A loop is <left power alternative>\index{left power alternative
loop} if it is power associative and $x^n(x^m y) = x^{n+m}y$ for
every $x$, $y$ and all integers $n$, $m$. Similarly, a loop is
<right power alternative>\index{right power alternative loop} if
it is power associative and $(xy^n)y^m = xy^{n+m}$ for all $x$,
$y$ and all integers $n$, $m$. A loop that is both left and right
power alternative is said to be <power alternative>\index{power
alternative loop}.

Left power alternative loops are left alternative and have the
left inverse property. Left Bol loops and LC-loops are left power
alternative.

\>IsLeftPowerAlternative( <L> ) P
\>IsRightPowerAlternative( <L> ) P
\>IsPowerAlternative( <L> ) P

%%%%%%%%%%%%%%%%%%%%%%%%%%%%%%%%%%%%%%%%%%%%%%%%%%%%%%%%%%%%%%%%%%%%%%%%%%%%%%%
\Section{Conjugacy closed loops and related properties}

\noindent A loop is <left> (resp.\ <right>) <conjugacy closed>\index{left
conjugacy closed loop}\index{right conjugacy closed loop} if its left (resp.\
right) translations are closed under conjugation. A loop that is both left and
right conjugacy closed is called <conjugacy closed>\index{conjugacy closed
loop}. It is common to refer to these loops as LCC-, RCC-, CC-loops,
respectively.

\>IsLCCLoop( <L> ) P
\>IsRCCLoop( <L> ) P
\>IsCCLoop( <L> ) P

The equivalence LCC $+$ RCC $=$ CC is built into {\LOOPS}.
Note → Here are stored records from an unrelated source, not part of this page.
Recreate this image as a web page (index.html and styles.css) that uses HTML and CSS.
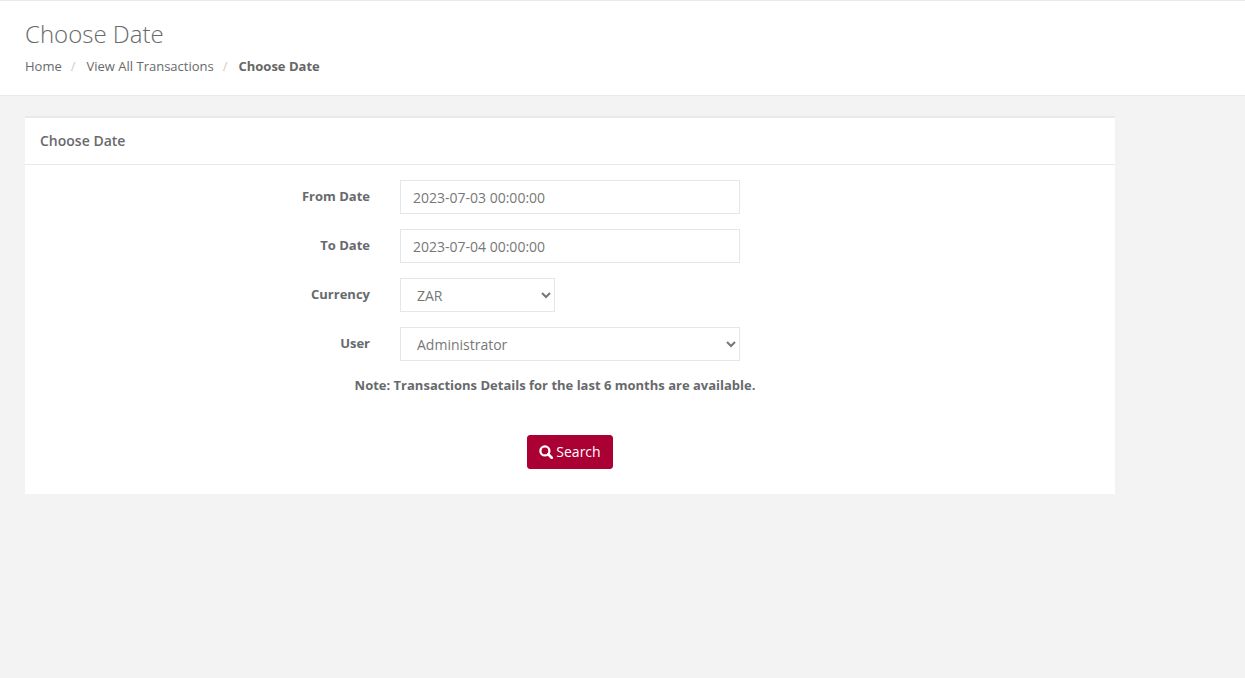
FILE: index.html
```html
<!DOCTYPE html>
<html lang="en">
<head>
<meta charset="utf-8">
<title>Choose Date</title>
<link rel="stylesheet" href="styles.css">
</head>
<body>
<header class="page-header">
  <h1 class="page-title">Choose Date</h1>
  <ol class="breadcrumb">
    <li><a href="#">Home</a></li>
    <li class="sep">/</li>
    <li><a href="#">View All Transactions</a></li>
    <li class="sep">/</li>
    <li class="current">Choose Date</li>
  </ol>
</header>
<main class="content">
  <section class="panel">
    <h2 class="panel-heading">Choose Date</h2>
    <form class="panel-body">
      <div class="form-row">
        <label class="form-label" for="from">From Date</label>
        <input class="form-control" id="from" type="text" value="2023-07-03 00:00:00">
      </div>
      <div class="form-row">
        <label class="form-label" for="to">To Date</label>
        <input class="form-control" id="to" type="text" value="2023-07-04 00:00:00">
      </div>
      <div class="form-row">
        <label class="form-label" for="currency">Currency</label>
        <select class="form-control select-small" id="currency"><option>ZAR</option></select>
      </div>
      <div class="form-row">
        <label class="form-label" for="user">User</label>
        <select class="form-control" id="user"><option>Administrator</option></select>
      </div>
      <p class="note">Note: Transactions Details for the last 6 months are available.</p>
      <div class="actions">
        <button class="btn" type="button">
          <svg class="icon" viewBox="0 0 14 14" width="14" height="14" aria-hidden="true"><circle cx="5.9" cy="5.9" r="4.5" fill="none" stroke="currentColor" stroke-width="2.3"/><path d="M9.3 9.3 12.7 12.7" fill="none" stroke="currentColor" stroke-width="2.7" stroke-linecap="round"/></svg>
          Search
        </button>
      </div>
    </form>
  </section>
</main>
</body>
</html>
```
FILE: styles.css
```css
* { box-sizing: border-box; }
html, body { height: 100%; }
body {
  margin: 0;
  background: #f3f3f4;
  color: #676a6c;
  font-family: "Open Sans", "Liberation Sans", sans-serif;
  font-size: 13px;
}
.page-header {
  height: 96px;
  padding: 19px 25px 0;
  background: #fff;
  border-top: 1px solid #e7eaec;
  border-bottom: 1px solid #e7eaec;
}
.page-title {
  margin: 0;
  font-size: 24px;
  font-weight: 300;
  line-height: 27px;
  color: #676a6c;
}
.breadcrumb {
  display: flex;
  gap: 9px;
  margin: 10px 0 0;
  padding: 0;
  list-style: none;
  font-size: 13px;
  line-height: 18px;
}
.breadcrumb a { color: #676a6c; text-decoration: none; }
.breadcrumb .sep { color: #ccc; margin-right: 2px; }
.breadcrumb .current { font-weight: 700; color: #666; }
.content { padding: 20px 25px 0; }
.panel {
  width: 1090px;
  background: #fff;
  border-top: 2px solid #e7eaec;
}
.panel-heading {
  margin: 0;
  height: 47px;
  padding: 13px 15px 0;
  font-size: 14px;
  font-weight: 600;
  line-height: 20px;
  color: #676a6c;
  border-bottom: 1px solid #e7eaec;
}
.panel-body { padding: 15px 0 25px; }
.form-row {
  display: flex;
  align-items: flex-start;
  gap: 30px;
  margin-bottom: 15px;
}
.form-label {
  width: 345px;
  padding-top: 7px;
  text-align: right;
  font-size: 13px;
  font-weight: 700;
  line-height: 18px;
  color: #676a6c;
}
.form-control {
  width: 340px;
  height: 34px;
  padding: 6px 12px;
  background: #fff;
  border: 1px solid #e5e6e7;
  border-radius: 0;
  color: #777;
  font-family: inherit;
  font-size: 14px;
}
.select-small { width: 155px; }
.note {
  margin: 0;
  width: 1060px;
  text-align: center;
  font-size: 13px;
  font-weight: 700;
  line-height: 18px;
  color: #676a6c;
}
.actions {
  display: flex;
  justify-content: center;
  width: 1090px;
  margin-top: 41px;
}
.btn {
  display: flex;
  align-items: center;
  gap: 3px;
  height: 34px;
  padding: 0 11px 2px;
  background: #ab0033;
  border: 1px solid #ab0033;
  border-radius: 3px;
  color: #fff;
  font-family: inherit;
  font-size: 14px;
}
.icon { flex: none; margin-top: 2px; }
```
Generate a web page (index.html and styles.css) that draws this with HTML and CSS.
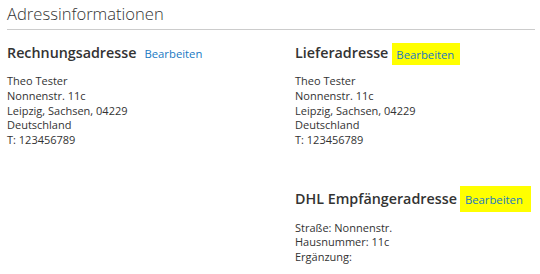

A loop is <Osborn>\index{Osborn loop} if it satisfies $x(yz\cdot
x)=(x^\lambda\backslash y)(zx)$, where $x^\lambda$ is the left inverse of $x$. Both
Moufang loops and CC-loops are Osborn.

\>IsOsbornLoop( <L> ) P

%%%%%%%%%%%%%%%%%%%%%%%%%%%%%%%%%%%%%%%%%%%%%%%%%%%%%%%%%%%%%%%%%%%%%%%%%%%%%%%
\Section{Additional varieties of loops}

An <(even) code loop>\index{code loop} is a Moufang $2$-loop with Frattini subloop
of order $1$ or $2$. Code loops are extra and conjugacy closed.

\>IsCodeLoop( <L> ) P

<Steiner loop>\index{Steiner loop} is an inverse property loop of exponent $2$.
Steiner loops are commutative.

\>IsSteinerLoop( <L> ) P

A left (resp. right) Bol loop with the automorphic inverse property
is known as <left> (resp. <right>) <Bruck loop>\index{left Bruck
loop}\index{right Bruck loop}. Bruck loops are also known as
<K-loops>\index{K-loop}.

\>IsLeftBruckLoop( <L> ) P
\>IsLeftKLoop( <L> ) P
\>IsRightBruckLoop( <L> ) P
\>IsRightKLoop( <L> ) P

A loop whose all left (resp. middle, right) inner mappings are automorphisms is
called a <left> (resp. <middle>, <right>)
<A-loop>\index{left A-loop}\index{middle A-loop}\index{right A-loop}. A loop whose every
inner mapping is an automorphism is known as an <A-loop>\index{A-loop}.
Diassociative A-loops are Moufang by \cite{KiKuPh}. See the built-in filters for
additional properties of A-loops.


\>IsLeftALoop( <L> ) P
\>IsMiddleALoop( <L> ) P
\>IsRightALoop( <L> ) P
\>IsALoop( <L> ) P

Do not confuse `IsALoop' and `IsLoop'.